GIVEN PROBLEM:
In the data below, find every line that has the string "page", and copy it.
___ DATA SEGMENT ___
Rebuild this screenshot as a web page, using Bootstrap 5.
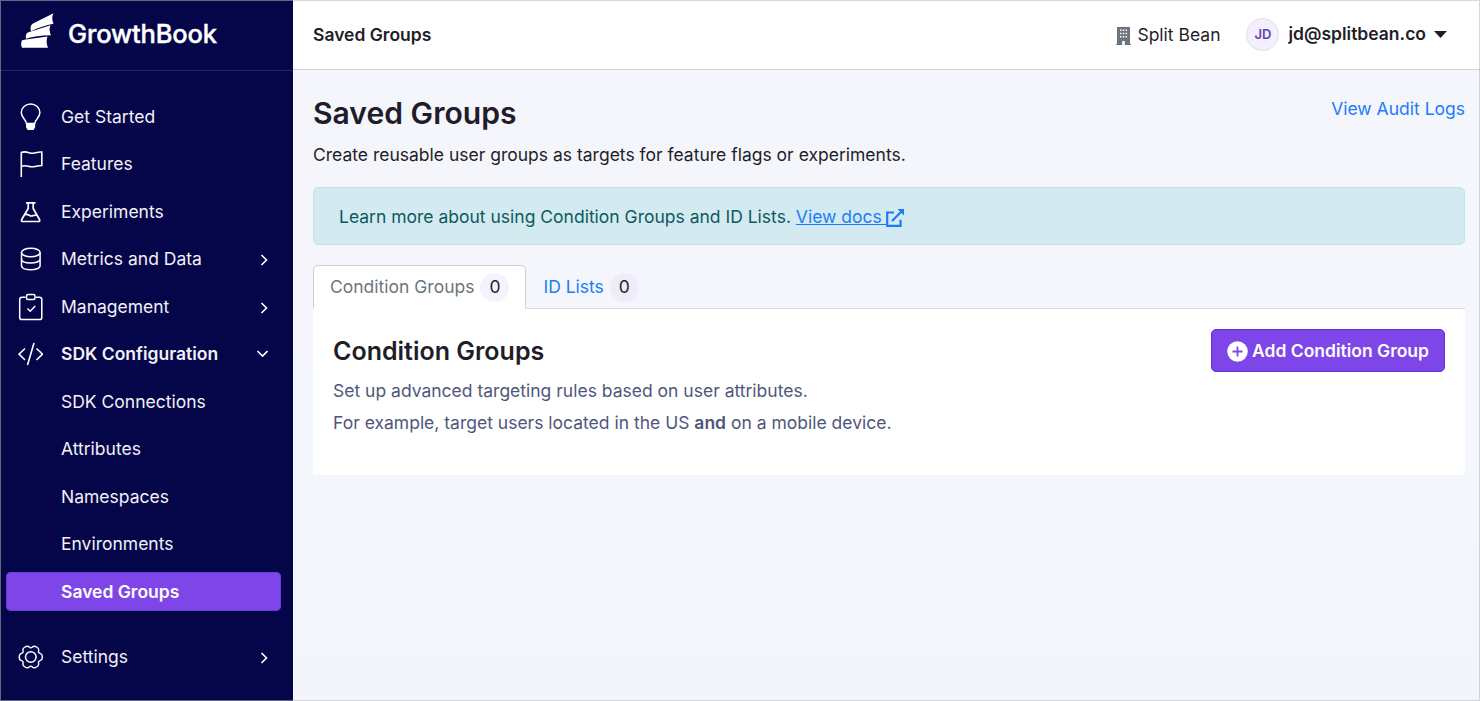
<!DOCTYPE html>
<html lang="en">
<head>
<meta charset="utf-8">
<meta name="viewport" content="width=device-width, initial-scale=1">
<title>Saved Groups</title>
<link href="https://cdn.jsdelivr.net/npm/bootstrap@5.3.0/dist/css/bootstrap.min.css" rel="stylesheet">
<style>
  body { font-family: Inter, "Liberation Sans", sans-serif; font-size: 17.5px; color: #1f1d29; height: 100vh; overflow: hidden; background: linear-gradient(#f5f6fc, #f2f6fa); }
  body::after { content: ""; position: fixed; inset: 0; border: 1px solid rgba(183,183,190,.54); pointer-events: none; }
  a { color: #1a7cfa; }
  .side { width: 293px; background: #050549; color: #f1f1f6; }
  .brand { height: 71px; padding: 13px 0 0 20px; border-bottom: 1px solid #26264f; }
  .brand-name { font-size: 25.5px; font-weight: 500; letter-spacing: -.15px; line-height: 30px; padding: 6px 0 0 13px; color: #fff; -webkit-text-stroke: .4px #fff; }
  .menu { padding-top: 21.9px; }
  .menu .nav-link { height: 47.5px; padding: 0 25px 0 18px; color: #f1f1f6; }
  .menu .pic { width: 25px; margin-right: 18px; }
  .menu .sub { height: 39.5px; margin: 4px 12px 4px 6px; padding: 0 0 0 55px; border-radius: 5px; }
  .menu .sub.active { background: #7e45e8; box-shadow: inset 0 0 0 1px #6b3bd6; color: #fff; font-weight: 600; }
  .menu .settings { margin-top: 17.5px; }
  .chev { margin-top: 2px; }
  .top { height: 70px; background: #fff; border-bottom: 1px solid #d3d4da; padding: 0 33px 0 20px; }
  .top .low { padding-top: 2px; }
  .org { margin: 0 26px 0 6px; }
  .user { margin: 0 8px 0 9px; }
  .semi { font-weight: 600; }
  .avatar { width: 33px; height: 33px; background: #f3effd; border: 1px solid #dedee9; color: #6042b5; font-size: 13px; font-weight: 600; }
  .page { padding: 20px 15px 0 20px; }
  h1 { font-size: 30.1px; font-weight: 600; line-height: 40px; margin: 3px 0 9px; }
  .audit { padding-top: 6px; }
  .intro { line-height: 26px; margin-bottom: 19px; }
  .note { height: 58px; padding: 2px 25px 0; background: #d3ebf0; border: 1px solid #bfe6ec; border-radius: 5px; color: #0e5862; margin-bottom: 20px; }
  .docs svg { margin-left: -1px; }
  .nav-tabs { --bs-nav-tabs-border-color: #d5d8dc; --bs-nav-tabs-border-radius: 5px; height: 44px; }
  .nav-tabs .nav-link { height: 44px; padding: 1px 16px 0; color: #1a7cfa; }
  .nav-tabs .nav-link.active { background: #fff; color: #6c757d; border-color: #ced2d6 #ced2d6 #fff; }
  .count { width: 29px; height: 29px; background: #eeecf8; color: #1f1d29; margin-left: 6px; }
  .active .count { background: #f5f2fd; }
  .panel { background: #fff; height: 166px; padding: 20px; }
  h2 { font-size: 25px; font-weight: 600; line-height: 30px; padding-top: 7px; }
  .panel p { color: #50567b; line-height: 31.5px; margin: 0; }
  .btn-add { height: 43px; margin-bottom: 3px; padding: 2px 15px 0; background: #7e45e8; border: 1px solid #6430d2; border-radius: 5px; color: #fff; font-size: 17.5px; font-weight: 600; }
</style>
</head>
<body class="d-flex">
<aside class="side d-flex flex-column flex-shrink-0">
  <div class="brand d-flex">
    <svg width="35" height="36" viewBox="0 0 35 36" fill="#fff"><path d="M11 18.300Q9.500 12.500 13 10.500L33.500.3Q31 5 33.500 10.800 22 12.800 11 18.300zM6 25.700Q5 20.500 8.500 19.300L30.500 12.200Q28.500 17 31 22.200 16 22.500 6 25.700zM2 34.800Q.5 32 1.500 28 2 27 4 26.800L27.500 23.600Q25.500 29 28 34.800z"/></svg>
    <div class="brand-name">GrowthBook</div>
  </div>
  <nav class="menu nav flex-column flex-nowrap">
    <a class="nav-link d-flex align-items-center" href="#"><svg class="pic" height="28" viewBox="0 0 25 28" fill="none" stroke="#fff" stroke-width="1.500"><path d="M8.500 20.500C8.500 17 3.300 14.500 3.300 9.800a9.300 8.800 0 0 1 18.600 0c0 4.700-5.200 7.200-5.200 10.700z"/><path d="M8.800 20.800h7.600v3.200l-1.300 2.300H10l-1.200-2.300z" fill="#fff"/></svg>Get Started</a>
    <a class="nav-link d-flex align-items-center" href="#"><svg class="pic" height="28" viewBox="0 0 25 28" fill="none" stroke="#fff" stroke-width="1.600"><path d="M3.300 27V2.500c5-2 6.500.5 10 .8 3.500.2 5.500-1.600 10.500-1.300v13.500c-5 0-6 1.500-10.500 1.300-3.500-.3-5-2-10-.5"/></svg>Features</a>
    <a class="nav-link d-flex align-items-center" href="#"><svg class="pic" height="26" viewBox="0 0 25 26" fill="none" stroke="#fff" stroke-width="1.700" stroke-linejoin="round"><path d="M8 3.800h9.500M10.200 4v5.500L3.700 20.500q-.8 2 1.300 2h15.300q2 0 1.200-2L15.200 9.500V4M7 15.800c3-1.500 4 1.200 6.500 1.200 2 0 3-1.500 5.300-.8"/></svg>Experiments</a>
    <a class="nav-link d-flex align-items-center" href="#"><svg class="pic" height="26" viewBox="0 0 25 26" fill="none" stroke="#fff" stroke-width="1.500"><ellipse cx="12.800" cy="6.500" rx="9.300" ry="4.300"/><path d="M3.500 6.500v13c0 5.700 18.600 5.700 18.600 0v-13M3.500 13c0 5.300 18.600 5.300 18.600 0"/></svg>Metrics and Data<svg class="ms-auto chev" width="8" height="12" viewBox="0 0 8 12" fill="none" stroke="#fff" stroke-width="1.600"><path d="M1.500 1l5 5-5 5"/></svg></a>
    <a class="nav-link d-flex align-items-center" href="#"><svg class="pic" height="28" viewBox="0 0 25 28" fill="none" stroke="#fff" stroke-width="1.500"><path d="M7.500 4.300H4q-2.300 0-2.300 2.300v17.800q0 2.200 2.300 2.200h17.500q2.300 0 2.300-2.200V6.600q0-2.300-2.300-2.300H18"/><rect x="8.500" y="1.500" width="8.500" height="5" rx="1.500"/><path d="M9.500 15.500l2.700 2.700 5-5.200"/></svg>Management<svg class="ms-auto chev" width="8" height="12" viewBox="0 0 8 12" fill="none" stroke="#fff" stroke-width="1.600"><path d="M1.500 1l5 5-5 5"/></svg></a>
    <a class="nav-link semi d-flex align-items-center" href="#"><svg class="pic" height="24" viewBox="0 0 25 24" fill="none" stroke="#fff" stroke-width="1.600"><path d="M7 6.500l-6 5.700 6 5.800M18.500 6.500l6 5.700-6 5.800M16 1L9.500 23"/></svg>SDK Configuration<svg class="ms-auto" width="12" height="8" viewBox="0 0 12 8" fill="none" stroke="#fff" stroke-width="1.600"><path d="M1.500 1l5 5 5-5"/></svg></a>
    <a class="nav-link sub d-flex align-items-center" href="#">SDK Connections</a>
    <a class="nav-link sub d-flex align-items-center" href="#">Attributes</a>
    <a class="nav-link sub d-flex align-items-center" href="#">Namespaces</a>
    <a class="nav-link sub d-flex align-items-center" href="#">Environments</a>
    <a class="nav-link sub active d-flex align-items-center" href="#">Saved Groups</a>
    <a class="nav-link settings d-flex align-items-center" href="#"><svg class="pic" height="26" viewBox="-12.800 -13 25 26" fill="none" stroke="#fff" stroke-width="1.500" stroke-linejoin="round"><circle r="5.300"/><path transform="scale(.92)" d="M8.490 6.850Q9.190 9.190 6.280 10.880 3.360 12.560 1.680 10.780 0 9-1.680 10.780-3.360 12.560-6.280 10.880-9.190 9.190-8.490 6.850-7.790 4.500-10.180 3.930-12.560 3.360-12.560 0-12.560-3.360-10.180-3.930-7.790-4.500-8.490-6.850-9.190-9.190-6.280-10.880-3.360-12.560-1.680-10.780 0-9 1.680-10.780 3.360-12.560 6.280-10.880 9.190-9.190 8.490-6.850 7.790-4.500 10.180-3.930 12.560-3.360 12.560 0 12.560 3.360 10.180 3.930 7.790 4.500 8.490 6.850z"/></svg>Settings<svg class="ms-auto chev" width="8" height="12" viewBox="0 0 8 12" fill="none" stroke="#fff" stroke-width="1.600"><path d="M1.500 1l5 5-5 5"/></svg></a>
  </nav>
</aside>
<div class="flex-grow-1">
  <header class="top d-flex align-items-center">
    <span class="semi low me-auto">Saved Groups</span>
    <svg class="chev" width="15" height="18" viewBox="0 0 15 18"><path fill="#6c757d" d="M1 0h13v17h1v1H8.800v-4H6.200v4H0v-1h1z"/><path fill="#fff" d="M4 2.500h1.500V4H4zM6.800 2.500h1.500V4H6.800zM9.600 2.500h1.500V4H9.600zM4 5.700h1.500v1.500H4zM6.800 5.700h1.500v1.500H6.800zM9.600 5.700h1.500v1.500H9.600zM4 8.900h1.500v1.500H4zM6.800 8.900h1.500v1.500H6.800zM9.600 8.900h1.500v1.500H9.600z"/></svg>
    <span class="org low">Split Bean</span>
    <span class="avatar rounded-circle d-flex align-items-center justify-content-center">JD</span>
    <span class="user semi">jd@splitbean.co</span>
    <svg width="13" height="7" viewBox="0 0 13 7"><path fill="#1f1d29" d="M0 0h13L6.500 7z"/></svg>
  </header>
  <main class="page">
    <div class="d-flex justify-content-between"><h1>Saved Groups</h1><a class="audit text-decoration-none" href="#">View Audit Logs</a></div>
    <p class="intro">Create reusable user groups as targets for feature flags or experiments.</p>
    <div class="note d-flex align-items-center"><span>Learn more about using Condition Groups and ID Lists. <a class="docs" href="#">View docs <svg width="18" height="18" viewBox="0 0 18 18" fill="none" stroke="#1a7cfa" stroke-width="2.200"><path d="M8 3.500H1.200V16.800h13.300v-6M6 12L15.500 2.500"/><path d="M11.500 0H18v6.500z" fill="#1a7cfa" stroke="none"/></svg></a></span></div>
    <ul class="nav nav-tabs">
      <li class="nav-item"><a class="nav-link active d-flex align-items-center" href="#">Condition Groups<span class="count rounded-circle d-flex align-items-center justify-content-center">0</span></a></li>
      <li class="nav-item"><a class="nav-link d-flex align-items-center" href="#">ID Lists<span class="count rounded-circle d-flex align-items-center justify-content-center">0</span></a></li>
    </ul>
    <section class="panel">
      <div class="d-flex justify-content-between align-items-start"><h2 class="mb-0">Condition Groups</h2>
        <button class="btn-add d-flex align-items-center"><svg class="me-1" width="21" height="21" viewBox="0 0 21 21"><circle cx="10.500" cy="10.500" r="10.300" fill="#fff"/><path d="M5.500 10.500h10M10.500 5.500v10" stroke="#7e45e8" stroke-width="1.800"/></svg>Add Condition Group</button></div>
      <p>Set up advanced targeting rules based on user attributes.</p>
      <p>For example, target users located in the US <span class="semi">and</span> on a mobile device.</p>
    </section>
  </main>
</div>
<script src="https://cdn.jsdelivr.net/npm/bootstrap@5.3.0/dist/js/bootstrap.bundle.min.js"></script>
</body>
</html>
___
CORRECT RESULT:
Rebuild this screenshot as a web page, using Bootstrap 5.
  .page { padding: 20px 15px 0 20px; }
  <main class="page">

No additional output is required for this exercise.